*PROBLEM DETAILS*:
Count the lines in the records below that contain the word "this", and give only that number.

+++++

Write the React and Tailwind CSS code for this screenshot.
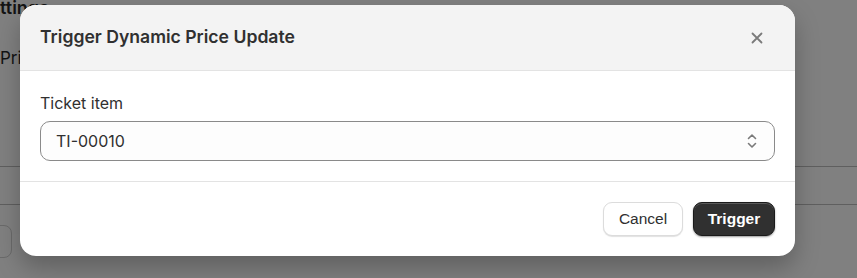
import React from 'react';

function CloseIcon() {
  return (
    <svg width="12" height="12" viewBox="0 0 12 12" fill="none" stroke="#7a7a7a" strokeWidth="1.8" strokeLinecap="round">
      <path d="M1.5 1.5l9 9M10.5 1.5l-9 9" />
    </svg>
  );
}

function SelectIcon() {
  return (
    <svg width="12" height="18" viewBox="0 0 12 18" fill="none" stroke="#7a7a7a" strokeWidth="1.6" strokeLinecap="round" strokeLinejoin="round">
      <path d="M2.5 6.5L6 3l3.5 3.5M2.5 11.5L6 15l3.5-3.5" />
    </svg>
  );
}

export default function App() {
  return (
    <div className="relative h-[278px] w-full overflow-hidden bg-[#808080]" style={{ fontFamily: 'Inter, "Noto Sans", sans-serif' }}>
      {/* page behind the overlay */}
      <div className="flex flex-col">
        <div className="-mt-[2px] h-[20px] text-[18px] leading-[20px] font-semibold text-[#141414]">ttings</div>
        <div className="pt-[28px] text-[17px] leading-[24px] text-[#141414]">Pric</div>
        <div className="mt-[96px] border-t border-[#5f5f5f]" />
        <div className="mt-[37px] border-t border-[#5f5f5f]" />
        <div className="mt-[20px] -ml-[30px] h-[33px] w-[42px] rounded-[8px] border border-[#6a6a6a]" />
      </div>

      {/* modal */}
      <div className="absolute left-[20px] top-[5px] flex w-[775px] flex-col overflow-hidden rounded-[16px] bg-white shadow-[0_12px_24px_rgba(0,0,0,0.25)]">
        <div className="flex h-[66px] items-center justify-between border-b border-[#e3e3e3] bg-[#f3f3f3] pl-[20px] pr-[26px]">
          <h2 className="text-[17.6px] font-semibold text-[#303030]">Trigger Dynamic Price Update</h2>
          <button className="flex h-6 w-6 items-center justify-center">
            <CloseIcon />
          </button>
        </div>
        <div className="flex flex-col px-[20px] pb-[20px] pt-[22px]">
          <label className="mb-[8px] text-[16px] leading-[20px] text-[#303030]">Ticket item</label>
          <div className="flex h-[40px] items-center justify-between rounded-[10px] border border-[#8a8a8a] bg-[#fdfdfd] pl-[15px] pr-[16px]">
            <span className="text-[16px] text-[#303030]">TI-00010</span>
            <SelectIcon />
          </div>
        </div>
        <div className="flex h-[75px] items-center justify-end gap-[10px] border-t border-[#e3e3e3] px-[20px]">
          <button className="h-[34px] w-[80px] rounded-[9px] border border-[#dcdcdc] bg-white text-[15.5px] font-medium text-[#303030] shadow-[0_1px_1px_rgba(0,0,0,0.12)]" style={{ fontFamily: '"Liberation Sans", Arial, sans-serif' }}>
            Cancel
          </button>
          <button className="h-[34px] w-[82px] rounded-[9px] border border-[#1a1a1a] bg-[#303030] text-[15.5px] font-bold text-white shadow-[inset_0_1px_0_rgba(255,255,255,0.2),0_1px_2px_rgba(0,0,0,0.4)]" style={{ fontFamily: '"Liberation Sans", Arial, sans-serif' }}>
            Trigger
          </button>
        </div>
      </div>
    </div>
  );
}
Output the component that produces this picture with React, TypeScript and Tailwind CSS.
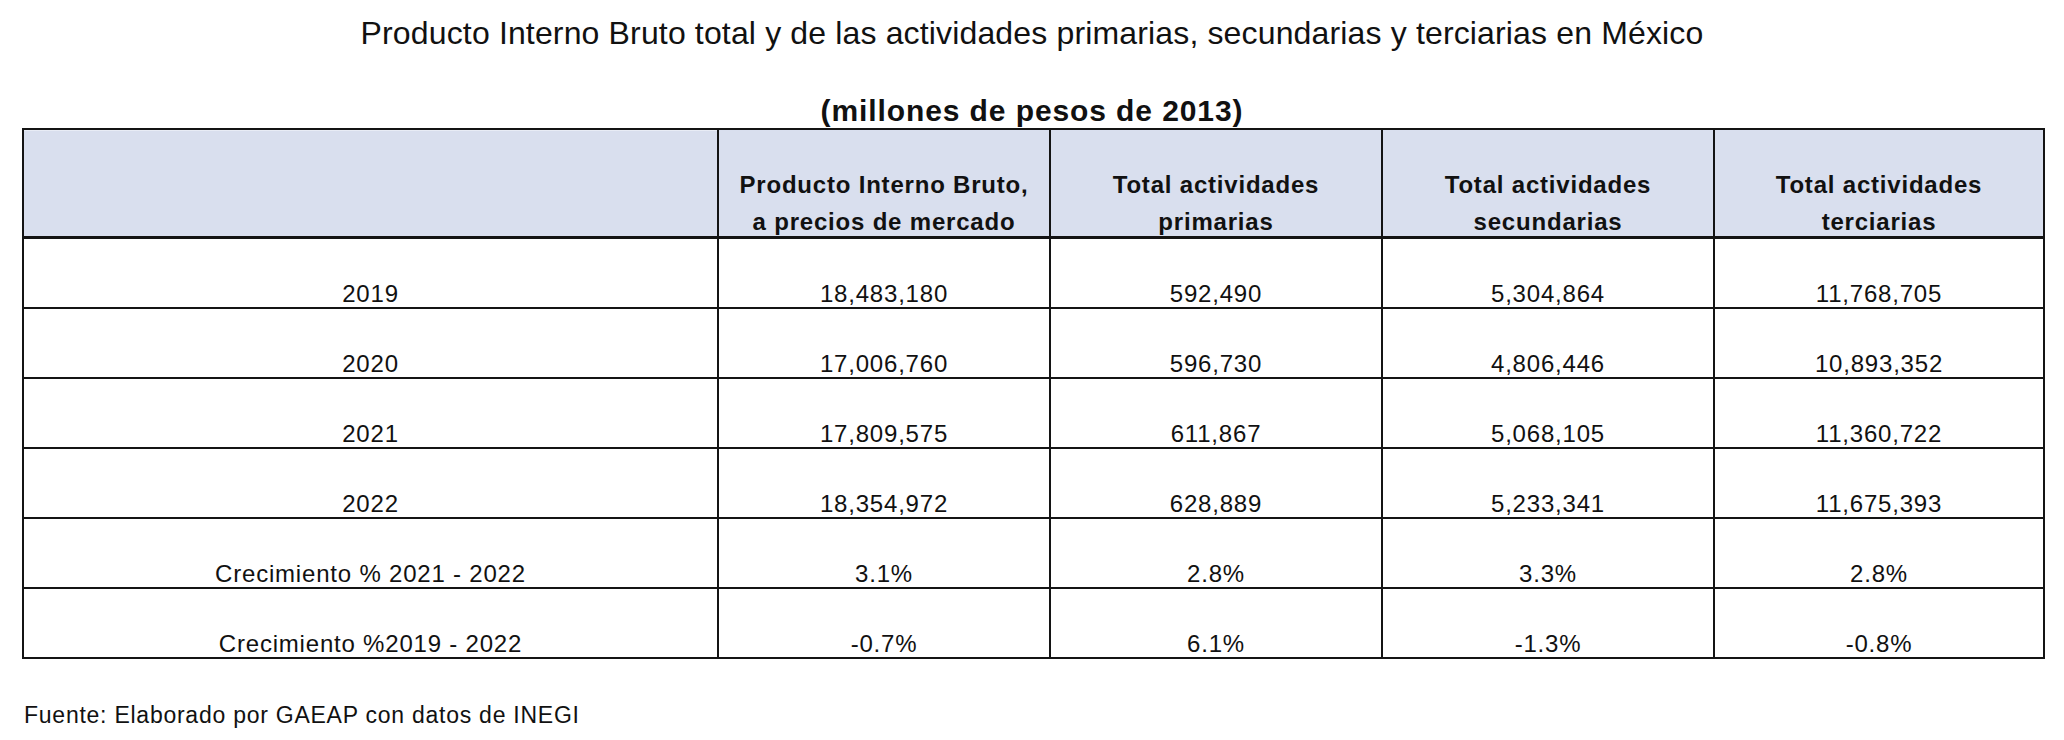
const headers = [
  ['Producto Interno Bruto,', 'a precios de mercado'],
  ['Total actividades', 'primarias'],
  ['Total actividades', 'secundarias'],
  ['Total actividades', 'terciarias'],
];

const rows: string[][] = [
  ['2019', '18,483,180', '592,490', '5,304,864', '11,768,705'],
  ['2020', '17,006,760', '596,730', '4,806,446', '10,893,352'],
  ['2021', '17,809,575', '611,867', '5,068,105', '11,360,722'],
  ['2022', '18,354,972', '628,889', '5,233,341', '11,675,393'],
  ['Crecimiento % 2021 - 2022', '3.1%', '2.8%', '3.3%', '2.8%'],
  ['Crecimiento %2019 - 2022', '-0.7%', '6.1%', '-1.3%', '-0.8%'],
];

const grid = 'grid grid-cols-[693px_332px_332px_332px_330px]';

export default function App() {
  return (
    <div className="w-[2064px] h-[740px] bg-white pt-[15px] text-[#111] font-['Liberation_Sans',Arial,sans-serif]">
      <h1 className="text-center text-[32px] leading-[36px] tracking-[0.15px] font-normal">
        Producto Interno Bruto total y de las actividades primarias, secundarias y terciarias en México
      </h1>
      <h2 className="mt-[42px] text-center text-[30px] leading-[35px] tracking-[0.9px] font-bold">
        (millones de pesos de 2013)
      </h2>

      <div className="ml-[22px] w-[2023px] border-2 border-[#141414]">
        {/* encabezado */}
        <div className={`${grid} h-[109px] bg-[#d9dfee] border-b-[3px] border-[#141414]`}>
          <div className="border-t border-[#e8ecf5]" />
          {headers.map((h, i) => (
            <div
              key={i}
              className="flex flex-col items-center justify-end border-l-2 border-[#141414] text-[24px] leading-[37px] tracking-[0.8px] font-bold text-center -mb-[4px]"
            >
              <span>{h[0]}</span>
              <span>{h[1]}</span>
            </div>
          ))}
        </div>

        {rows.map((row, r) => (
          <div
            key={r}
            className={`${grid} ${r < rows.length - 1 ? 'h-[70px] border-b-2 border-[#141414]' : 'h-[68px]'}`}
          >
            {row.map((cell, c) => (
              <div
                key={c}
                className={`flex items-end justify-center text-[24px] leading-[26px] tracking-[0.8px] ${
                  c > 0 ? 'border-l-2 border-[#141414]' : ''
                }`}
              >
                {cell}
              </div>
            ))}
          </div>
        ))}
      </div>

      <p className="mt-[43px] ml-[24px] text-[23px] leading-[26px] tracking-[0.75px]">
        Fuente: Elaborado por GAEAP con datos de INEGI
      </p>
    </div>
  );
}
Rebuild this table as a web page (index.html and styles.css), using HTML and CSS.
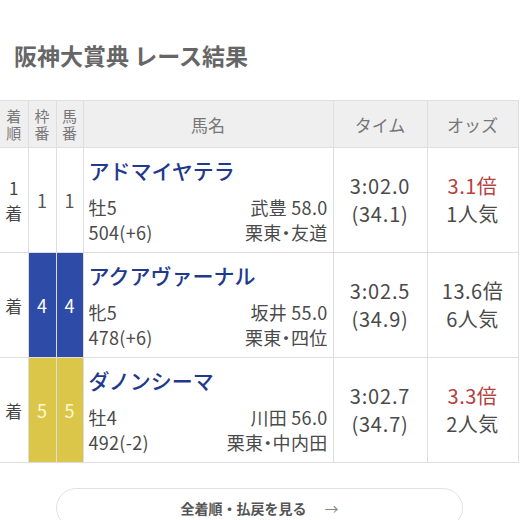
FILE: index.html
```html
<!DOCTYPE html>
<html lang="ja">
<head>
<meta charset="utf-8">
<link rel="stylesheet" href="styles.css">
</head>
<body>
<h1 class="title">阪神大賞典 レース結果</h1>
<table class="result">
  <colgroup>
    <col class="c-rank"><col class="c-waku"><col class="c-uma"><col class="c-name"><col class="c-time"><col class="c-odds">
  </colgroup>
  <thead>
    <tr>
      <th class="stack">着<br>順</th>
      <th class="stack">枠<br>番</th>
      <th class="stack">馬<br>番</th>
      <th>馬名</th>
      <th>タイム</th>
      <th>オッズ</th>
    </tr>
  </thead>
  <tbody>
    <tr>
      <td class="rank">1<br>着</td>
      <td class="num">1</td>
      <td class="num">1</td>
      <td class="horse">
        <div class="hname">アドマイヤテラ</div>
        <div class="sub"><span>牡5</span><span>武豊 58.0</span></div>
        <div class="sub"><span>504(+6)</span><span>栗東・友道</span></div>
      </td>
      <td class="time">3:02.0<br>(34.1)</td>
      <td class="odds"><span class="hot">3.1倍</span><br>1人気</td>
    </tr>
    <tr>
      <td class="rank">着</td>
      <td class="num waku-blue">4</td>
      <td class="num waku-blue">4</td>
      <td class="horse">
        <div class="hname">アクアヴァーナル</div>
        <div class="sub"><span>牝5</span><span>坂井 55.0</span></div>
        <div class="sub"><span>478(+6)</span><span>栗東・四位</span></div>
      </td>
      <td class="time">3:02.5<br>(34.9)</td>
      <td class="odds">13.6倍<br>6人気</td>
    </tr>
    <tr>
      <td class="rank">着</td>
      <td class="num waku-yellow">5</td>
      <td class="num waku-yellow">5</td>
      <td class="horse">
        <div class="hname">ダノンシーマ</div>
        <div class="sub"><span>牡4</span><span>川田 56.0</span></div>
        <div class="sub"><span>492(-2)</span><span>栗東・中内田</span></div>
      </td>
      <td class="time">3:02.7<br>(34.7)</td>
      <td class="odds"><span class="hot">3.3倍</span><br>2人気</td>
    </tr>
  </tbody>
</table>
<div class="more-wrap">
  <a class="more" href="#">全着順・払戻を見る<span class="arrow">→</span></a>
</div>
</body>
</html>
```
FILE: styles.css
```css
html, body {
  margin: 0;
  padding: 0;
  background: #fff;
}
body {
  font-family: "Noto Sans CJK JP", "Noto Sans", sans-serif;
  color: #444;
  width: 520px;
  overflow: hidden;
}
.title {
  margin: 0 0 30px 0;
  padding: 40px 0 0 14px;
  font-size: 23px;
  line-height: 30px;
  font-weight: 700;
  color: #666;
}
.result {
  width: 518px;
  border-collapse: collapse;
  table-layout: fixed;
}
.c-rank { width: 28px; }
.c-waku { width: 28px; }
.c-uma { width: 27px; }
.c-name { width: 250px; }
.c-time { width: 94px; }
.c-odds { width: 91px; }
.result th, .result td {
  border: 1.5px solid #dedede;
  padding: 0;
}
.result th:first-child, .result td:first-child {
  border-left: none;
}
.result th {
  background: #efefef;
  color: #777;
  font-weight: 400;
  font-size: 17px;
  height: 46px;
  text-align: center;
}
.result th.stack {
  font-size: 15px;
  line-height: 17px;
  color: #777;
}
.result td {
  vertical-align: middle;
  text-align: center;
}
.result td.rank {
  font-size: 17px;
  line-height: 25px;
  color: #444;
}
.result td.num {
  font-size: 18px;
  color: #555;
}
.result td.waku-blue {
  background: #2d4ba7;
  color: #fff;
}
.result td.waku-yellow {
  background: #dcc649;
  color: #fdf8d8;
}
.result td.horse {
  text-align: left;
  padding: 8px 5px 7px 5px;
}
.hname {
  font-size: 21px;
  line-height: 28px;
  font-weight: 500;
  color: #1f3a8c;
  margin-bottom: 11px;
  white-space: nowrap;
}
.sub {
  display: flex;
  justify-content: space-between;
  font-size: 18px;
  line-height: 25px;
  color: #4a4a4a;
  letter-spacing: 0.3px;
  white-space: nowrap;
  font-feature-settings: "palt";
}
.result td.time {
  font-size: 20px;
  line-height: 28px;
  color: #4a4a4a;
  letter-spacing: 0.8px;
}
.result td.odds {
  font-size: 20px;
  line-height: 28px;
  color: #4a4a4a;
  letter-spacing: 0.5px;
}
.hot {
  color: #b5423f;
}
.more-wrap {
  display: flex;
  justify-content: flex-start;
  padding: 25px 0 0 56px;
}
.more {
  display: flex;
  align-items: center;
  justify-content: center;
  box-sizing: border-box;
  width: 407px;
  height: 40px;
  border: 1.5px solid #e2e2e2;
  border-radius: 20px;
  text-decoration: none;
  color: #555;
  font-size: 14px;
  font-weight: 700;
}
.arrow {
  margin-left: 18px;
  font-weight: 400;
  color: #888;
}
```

+++++

*EXPECTED ANSWER*:
3